• [SHORT EXERCISE]:
Write out the material exactly, without any of its pictures.

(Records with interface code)
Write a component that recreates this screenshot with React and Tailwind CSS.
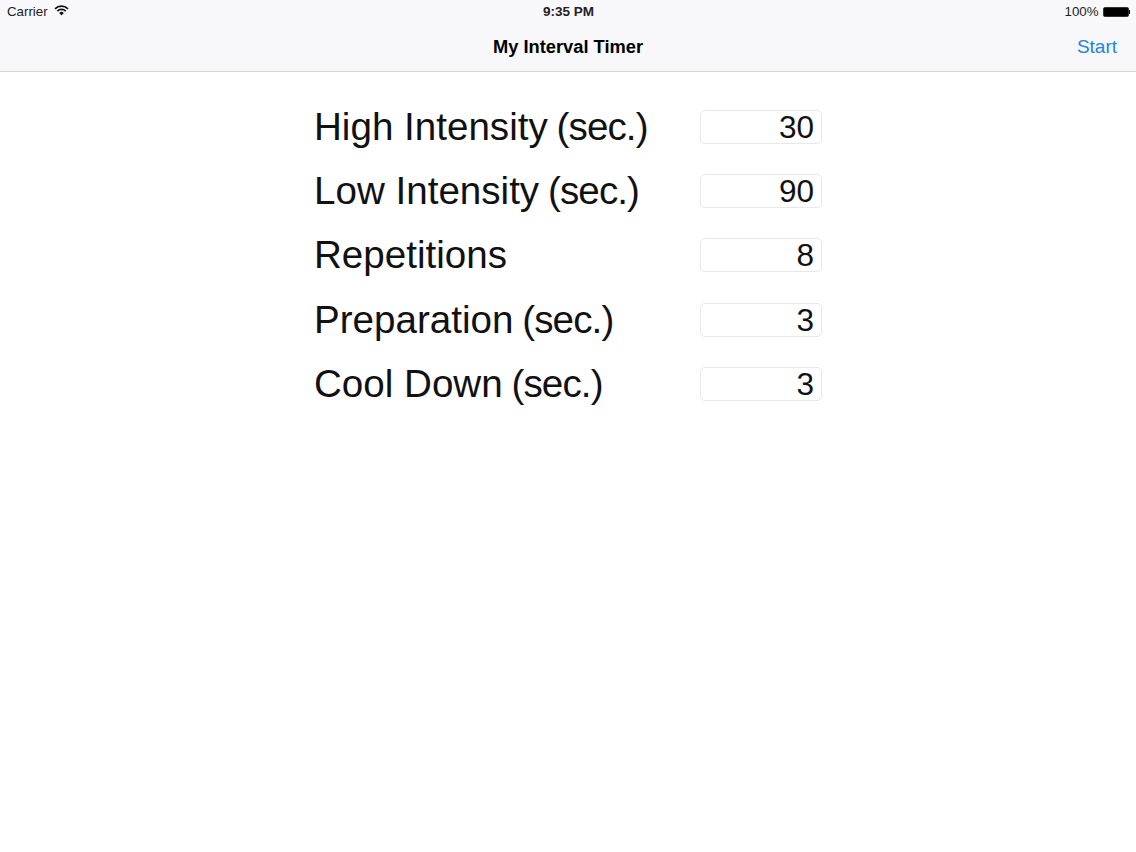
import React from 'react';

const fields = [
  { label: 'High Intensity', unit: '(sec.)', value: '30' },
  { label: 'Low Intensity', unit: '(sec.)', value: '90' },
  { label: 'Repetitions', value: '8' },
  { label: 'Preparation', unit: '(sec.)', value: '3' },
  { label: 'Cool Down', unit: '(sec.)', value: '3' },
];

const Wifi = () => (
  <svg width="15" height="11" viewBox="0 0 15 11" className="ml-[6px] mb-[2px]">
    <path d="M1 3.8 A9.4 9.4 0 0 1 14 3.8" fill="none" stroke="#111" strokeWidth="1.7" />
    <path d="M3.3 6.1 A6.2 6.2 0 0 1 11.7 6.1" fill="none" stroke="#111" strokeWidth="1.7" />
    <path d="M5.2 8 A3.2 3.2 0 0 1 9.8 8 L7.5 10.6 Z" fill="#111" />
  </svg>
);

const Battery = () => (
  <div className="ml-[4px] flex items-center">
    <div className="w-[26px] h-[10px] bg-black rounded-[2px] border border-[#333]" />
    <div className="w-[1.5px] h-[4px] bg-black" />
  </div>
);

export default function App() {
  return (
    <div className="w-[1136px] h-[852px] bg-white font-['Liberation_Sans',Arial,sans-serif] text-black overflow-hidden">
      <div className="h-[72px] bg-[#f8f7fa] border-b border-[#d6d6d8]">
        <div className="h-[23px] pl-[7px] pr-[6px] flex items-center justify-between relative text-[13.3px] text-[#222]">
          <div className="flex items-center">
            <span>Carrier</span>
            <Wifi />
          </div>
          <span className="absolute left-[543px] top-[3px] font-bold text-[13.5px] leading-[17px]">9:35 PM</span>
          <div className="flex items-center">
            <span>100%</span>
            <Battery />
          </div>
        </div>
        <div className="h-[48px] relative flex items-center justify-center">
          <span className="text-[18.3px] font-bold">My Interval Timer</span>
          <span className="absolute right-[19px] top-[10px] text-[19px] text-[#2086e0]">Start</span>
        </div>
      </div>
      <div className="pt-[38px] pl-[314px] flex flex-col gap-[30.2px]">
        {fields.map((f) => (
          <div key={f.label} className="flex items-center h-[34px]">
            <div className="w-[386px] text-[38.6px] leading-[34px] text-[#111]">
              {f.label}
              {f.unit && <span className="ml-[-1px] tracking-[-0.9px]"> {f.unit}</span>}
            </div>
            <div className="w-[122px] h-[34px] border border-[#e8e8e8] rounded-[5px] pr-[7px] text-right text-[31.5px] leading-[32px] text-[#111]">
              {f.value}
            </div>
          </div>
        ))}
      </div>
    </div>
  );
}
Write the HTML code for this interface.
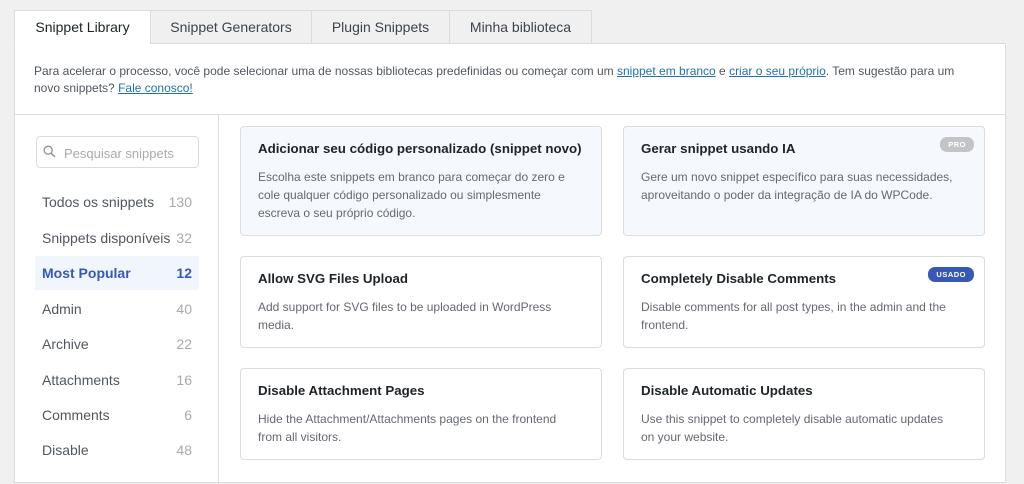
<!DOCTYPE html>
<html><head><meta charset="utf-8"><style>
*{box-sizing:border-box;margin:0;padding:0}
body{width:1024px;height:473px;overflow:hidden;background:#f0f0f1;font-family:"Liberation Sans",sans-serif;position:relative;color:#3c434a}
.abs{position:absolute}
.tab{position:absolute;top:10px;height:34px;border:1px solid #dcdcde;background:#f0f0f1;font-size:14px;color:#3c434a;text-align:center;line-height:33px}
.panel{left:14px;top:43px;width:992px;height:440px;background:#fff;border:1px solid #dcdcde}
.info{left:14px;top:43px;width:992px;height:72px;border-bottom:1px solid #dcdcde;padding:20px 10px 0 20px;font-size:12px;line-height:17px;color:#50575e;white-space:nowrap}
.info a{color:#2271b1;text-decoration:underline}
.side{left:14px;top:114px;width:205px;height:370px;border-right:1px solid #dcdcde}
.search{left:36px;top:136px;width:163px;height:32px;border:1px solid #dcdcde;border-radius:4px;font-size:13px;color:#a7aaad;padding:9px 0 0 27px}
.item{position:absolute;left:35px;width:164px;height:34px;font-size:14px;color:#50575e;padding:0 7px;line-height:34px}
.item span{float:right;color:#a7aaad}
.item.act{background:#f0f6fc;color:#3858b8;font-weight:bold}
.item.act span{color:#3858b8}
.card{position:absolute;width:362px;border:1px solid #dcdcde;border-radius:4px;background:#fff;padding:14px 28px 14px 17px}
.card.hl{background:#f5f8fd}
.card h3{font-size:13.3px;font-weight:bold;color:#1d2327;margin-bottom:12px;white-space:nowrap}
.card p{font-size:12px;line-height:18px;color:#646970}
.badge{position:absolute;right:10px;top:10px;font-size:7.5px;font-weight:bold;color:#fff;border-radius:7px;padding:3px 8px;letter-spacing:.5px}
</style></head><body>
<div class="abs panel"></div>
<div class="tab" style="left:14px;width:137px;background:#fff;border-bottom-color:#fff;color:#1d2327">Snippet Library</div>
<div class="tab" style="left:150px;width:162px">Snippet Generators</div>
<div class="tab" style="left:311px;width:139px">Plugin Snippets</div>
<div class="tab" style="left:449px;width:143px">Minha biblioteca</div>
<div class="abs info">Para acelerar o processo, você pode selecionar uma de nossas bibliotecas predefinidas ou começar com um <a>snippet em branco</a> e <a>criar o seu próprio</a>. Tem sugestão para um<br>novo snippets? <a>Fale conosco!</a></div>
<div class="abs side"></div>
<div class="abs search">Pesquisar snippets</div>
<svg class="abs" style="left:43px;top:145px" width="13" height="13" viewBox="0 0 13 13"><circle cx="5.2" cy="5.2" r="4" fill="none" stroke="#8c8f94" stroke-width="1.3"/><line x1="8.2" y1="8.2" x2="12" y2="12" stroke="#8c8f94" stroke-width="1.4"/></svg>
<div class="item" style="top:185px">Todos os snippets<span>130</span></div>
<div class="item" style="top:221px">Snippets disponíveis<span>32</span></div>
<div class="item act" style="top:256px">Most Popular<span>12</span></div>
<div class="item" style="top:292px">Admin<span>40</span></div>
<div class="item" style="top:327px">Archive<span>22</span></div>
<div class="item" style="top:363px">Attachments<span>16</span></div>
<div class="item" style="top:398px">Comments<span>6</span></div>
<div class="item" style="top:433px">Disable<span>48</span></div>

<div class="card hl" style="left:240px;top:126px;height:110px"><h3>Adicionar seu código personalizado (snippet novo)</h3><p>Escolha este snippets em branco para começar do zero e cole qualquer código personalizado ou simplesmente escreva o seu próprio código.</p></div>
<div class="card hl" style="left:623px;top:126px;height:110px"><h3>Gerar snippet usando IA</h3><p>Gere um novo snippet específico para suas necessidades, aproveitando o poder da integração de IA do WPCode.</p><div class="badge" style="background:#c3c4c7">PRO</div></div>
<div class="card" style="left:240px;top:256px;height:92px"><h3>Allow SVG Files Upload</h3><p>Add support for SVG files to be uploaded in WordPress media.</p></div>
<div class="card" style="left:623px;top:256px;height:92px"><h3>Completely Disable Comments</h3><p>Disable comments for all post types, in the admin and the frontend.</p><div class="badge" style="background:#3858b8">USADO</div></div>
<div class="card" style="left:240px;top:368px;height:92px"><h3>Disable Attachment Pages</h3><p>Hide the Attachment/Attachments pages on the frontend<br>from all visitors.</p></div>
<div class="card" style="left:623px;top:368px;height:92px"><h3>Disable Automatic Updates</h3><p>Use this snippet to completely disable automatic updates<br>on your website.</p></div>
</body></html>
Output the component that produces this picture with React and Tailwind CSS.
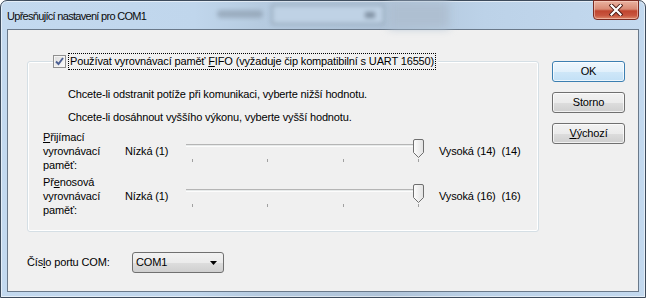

• [ANSWER TO THE TASK]:
Write a component that recreates this screenshot with React and Tailwind CSS.
import React from 'react';

const fields = [
  { label: 'High Intensity', unit: '(sec.)', value: '30' },
  { label: 'Low Intensity', unit: '(sec.)', value: '90' },
  { label: 'Repetitions', value: '8' },
  { label: 'Preparation', unit: '(sec.)', value: '3' },
  { label: 'Cool Down', unit: '(sec.)', value: '3' },
];

const Wifi = () => (
  <svg width="15" height="11" viewBox="0 0 15 11" className="ml-[6px] mb-[2px]">
    <path d="M1 3.8 A9.4 9.4 0 0 1 14 3.8" fill="none" stroke="#111" strokeWidth="1.7" />
    <path d="M3.3 6.1 A6.2 6.2 0 0 1 11.7 6.1" fill="none" stroke="#111" strokeWidth="1.7" />
    <path d="M5.2 8 A3.2 3.2 0 0 1 9.8 8 L7.5 10.6 Z" fill="#111" />
  </svg>
);

const Battery = () => (
  <div className="ml-[4px] flex items-center">
    <div className="w-[26px] h-[10px] bg-black rounded-[2px] border border-[#333]" />
    <div className="w-[1.5px] h-[4px] bg-black" />
  </div>
);

export default function App() {
  return (
    <div className="w-[1136px] h-[852px] bg-white font-['Liberation_Sans',Arial,sans-serif] text-black overflow-hidden">
      <div className="h-[72px] bg-[#f8f7fa] border-b border-[#d6d6d8]">
        <div className="h-[23px] pl-[7px] pr-[6px] flex items-center justify-between relative text-[13.3px] text-[#222]">
          <div className="flex items-center">
            <span>Carrier</span>
            <Wifi />
          </div>
          <span className="absolute left-[543px] top-[3px] font-bold text-[13.5px] leading-[17px]">9:35 PM</span>
          <div className="flex items-center">
            <span>100%</span>
            <Battery />
          </div>
        </div>
        <div className="h-[48px] relative flex items-center justify-center">
          <span className="text-[18.3px] font-bold">My Interval Timer</span>
          <span className="absolute right-[19px] top-[10px] text-[19px] text-[#2086e0]">Start</span>
        </div>
      </div>
      <div className="pt-[38px] pl-[314px] flex flex-col gap-[30.2px]">
        {fields.map((f) => (
          <div key={f.label} className="flex items-center h-[34px]">
            <div className="w-[386px] text-[38.6px] leading-[34px] text-[#111]">
              {f.label}
              {f.unit && <span className="ml-[-1px] tracking-[-0.9px]"> {f.unit}</span>}
            </div>
            <div className="w-[122px] h-[34px] border border-[#e8e8e8] rounded-[5px] pr-[7px] text-right text-[31.5px] leading-[32px] text-[#111]">
              {f.value}
            </div>
          </div>
        ))}
      </div>
    </div>
  );
}
Write the HTML code for this interface.
<!DOCTYPE html>
<html><head><meta charset="utf-8"><style>
*{box-sizing:border-box;margin:0;padding:0}
body{width:1024px;height:473px;overflow:hidden;background:#f0f0f1;font-family:"Liberation Sans",sans-serif;position:relative;color:#3c434a}
.abs{position:absolute}
.tab{position:absolute;top:10px;height:34px;border:1px solid #dcdcde;background:#f0f0f1;font-size:14px;color:#3c434a;text-align:center;line-height:33px}
.panel{left:14px;top:43px;width:992px;height:440px;background:#fff;border:1px solid #dcdcde}
.info{left:14px;top:43px;width:992px;height:72px;border-bottom:1px solid #dcdcde;padding:20px 10px 0 20px;font-size:12px;line-height:17px;color:#50575e;white-space:nowrap}
.info a{color:#2271b1;text-decoration:underline}
.side{left:14px;top:114px;width:205px;height:370px;border-right:1px solid #dcdcde}
.search{left:36px;top:136px;width:163px;height:32px;border:1px solid #dcdcde;border-radius:4px;font-size:13px;color:#a7aaad;padding:9px 0 0 27px}
.item{position:absolute;left:35px;width:164px;height:34px;font-size:14px;color:#50575e;padding:0 7px;line-height:34px}
.item span{float:right;color:#a7aaad}
.item.act{background:#f0f6fc;color:#3858b8;font-weight:bold}
.item.act span{color:#3858b8}
.card{position:absolute;width:362px;border:1px solid #dcdcde;border-radius:4px;background:#fff;padding:14px 28px 14px 17px}
.card.hl{background:#f5f8fd}
.card h3{font-size:13.3px;font-weight:bold;color:#1d2327;margin-bottom:12px;white-space:nowrap}
.card p{font-size:12px;line-height:18px;color:#646970}
.badge{position:absolute;right:10px;top:10px;font-size:7.5px;font-weight:bold;color:#fff;border-radius:7px;padding:3px 8px;letter-spacing:.5px}
</style></head><body>
<div class="abs panel"></div>
<div class="tab" style="left:14px;width:137px;background:#fff;border-bottom-color:#fff;color:#1d2327">Snippet Library</div>
<div class="tab" style="left:150px;width:162px">Snippet Generators</div>
<div class="tab" style="left:311px;width:139px">Plugin Snippets</div>
<div class="tab" style="left:449px;width:143px">Minha biblioteca</div>
<div class="abs info">Para acelerar o processo, você pode selecionar uma de nossas bibliotecas predefinidas ou começar com um <a>snippet em branco</a> e <a>criar o seu próprio</a>. Tem sugestão para um<br>novo snippets? <a>Fale conosco!</a></div>
<div class="abs side"></div>
<div class="abs search">Pesquisar snippets</div>
<svg class="abs" style="left:43px;top:145px" width="13" height="13" viewBox="0 0 13 13"><circle cx="5.2" cy="5.2" r="4" fill="none" stroke="#8c8f94" stroke-width="1.3"/><line x1="8.2" y1="8.2" x2="12" y2="12" stroke="#8c8f94" stroke-width="1.4"/></svg>
<div class="item" style="top:185px">Todos os snippets<span>130</span></div>
<div class="item" style="top:221px">Snippets disponíveis<span>32</span></div>
<div class="item act" style="top:256px">Most Popular<span>12</span></div>
<div class="item" style="top:292px">Admin<span>40</span></div>
<div class="item" style="top:327px">Archive<span>22</span></div>
<div class="item" style="top:363px">Attachments<span>16</span></div>
<div class="item" style="top:398px">Comments<span>6</span></div>
<div class="item" style="top:433px">Disable<span>48</span></div>

<div class="card hl" style="left:240px;top:126px;height:110px"><h3>Adicionar seu código personalizado (snippet novo)</h3><p>Escolha este snippets em branco para começar do zero e cole qualquer código personalizado ou simplesmente escreva o seu próprio código.</p></div>
<div class="card hl" style="left:623px;top:126px;height:110px"><h3>Gerar snippet usando IA</h3><p>Gere um novo snippet específico para suas necessidades, aproveitando o poder da integração de IA do WPCode.</p><div class="badge" style="background:#c3c4c7">PRO</div></div>
<div class="card" style="left:240px;top:256px;height:92px"><h3>Allow SVG Files Upload</h3><p>Add support for SVG files to be uploaded in WordPress media.</p></div>
<div class="card" style="left:623px;top:256px;height:92px"><h3>Completely Disable Comments</h3><p>Disable comments for all post types, in the admin and the frontend.</p><div class="badge" style="background:#3858b8">USADO</div></div>
<div class="card" style="left:240px;top:368px;height:92px"><h3>Disable Attachment Pages</h3><p>Hide the Attachment/Attachments pages on the frontend<br>from all visitors.</p></div>
<div class="card" style="left:623px;top:368px;height:92px"><h3>Disable Automatic Updates</h3><p>Use this snippet to completely disable automatic updates<br>on your website.</p></div>
</body></html>
Output the component that produces this picture with React and Tailwind CSS.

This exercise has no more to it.